Enter Antagonist: Marquis de la Tour d’Azyr: Unlike the mild, retiring Kercadiou, a man of simple ways, d’Azyr is a true dyed in the wool, unapologetic blue-eyed noble of vast resources and influence. d’Azyr’s unabashed romantic designs on Aline coupled with the regrettable events that transpire soon after d’Azyr’s visit to Kercadiou to state his intentions conspire to set him and André-Louis as bitter enemies.
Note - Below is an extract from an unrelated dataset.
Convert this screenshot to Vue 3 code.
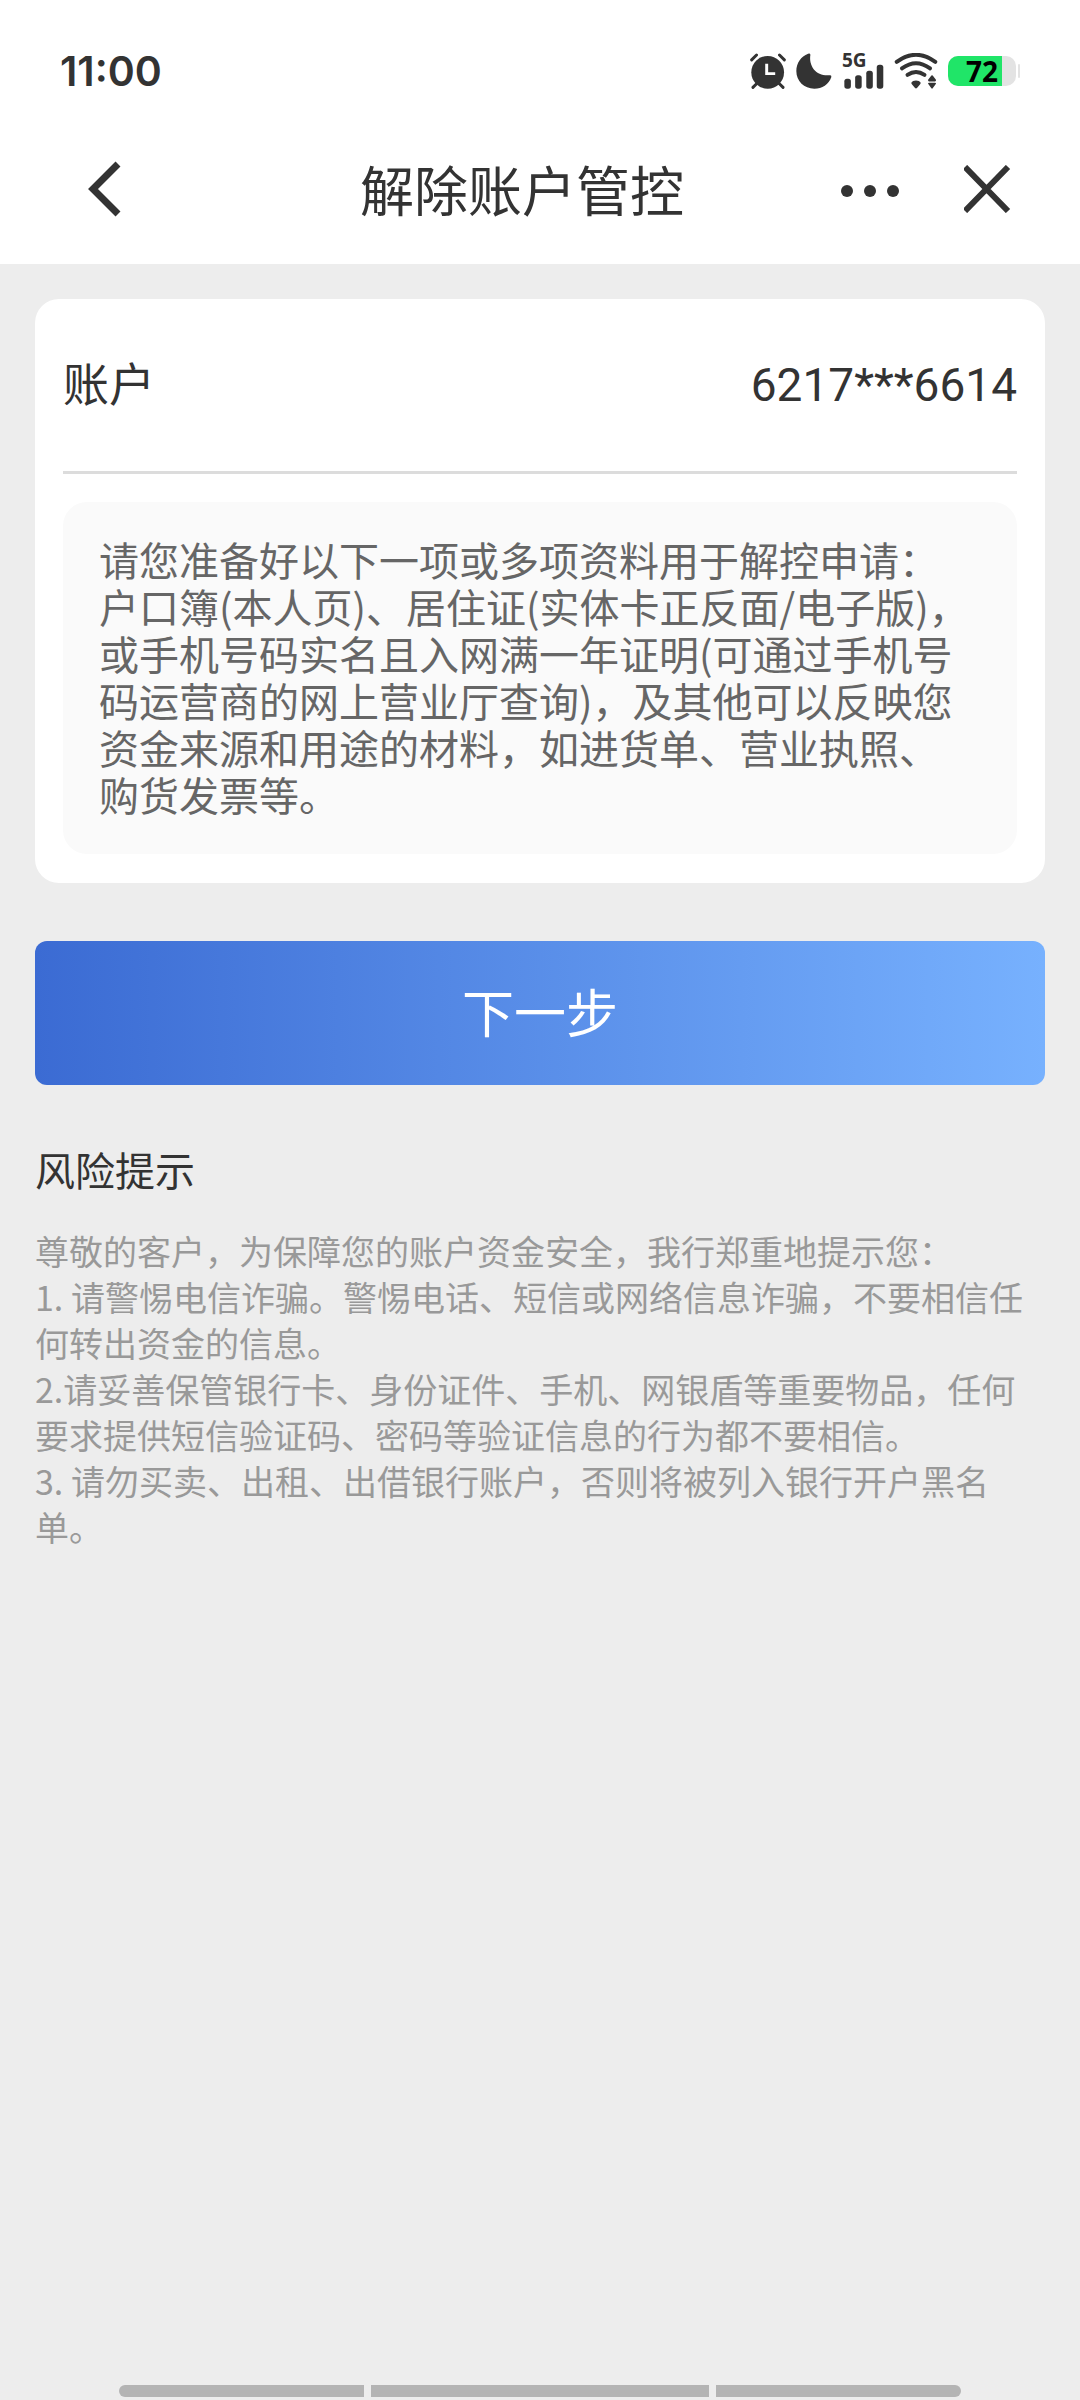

Against the backdrop of the impending French Revolution, Rafael Sabatini wrings from such a morbid setting a beautiful romantic adventure. The classical writing style is surely dated although not by much. Published by Sabatini in 1921, the story borrows in title and literary devices works written much earlier. Like his temporal character, Scaramouche, in the plays he fervently authored and acted, André-Louis is the kindling that sets the ball rolling on different fronts. He sheds many skins, from lawyer to fugitive, firebrand revolutionary speaker to stage actor/author when that goes bust, a swords master of growing renown.
Scaramouche is surprisingly an easy read. The English might not be commonplace, but Sabatini more that makes up for it with a fast-paced plot and interesting characters. The social class struggles, the love and the conflict are human virtues and follies untouched by time, rendering it relatable in this day and age. As for the climax, it was everything I expected. Take my word for it, the ending will your mind! Five stars, well deserved.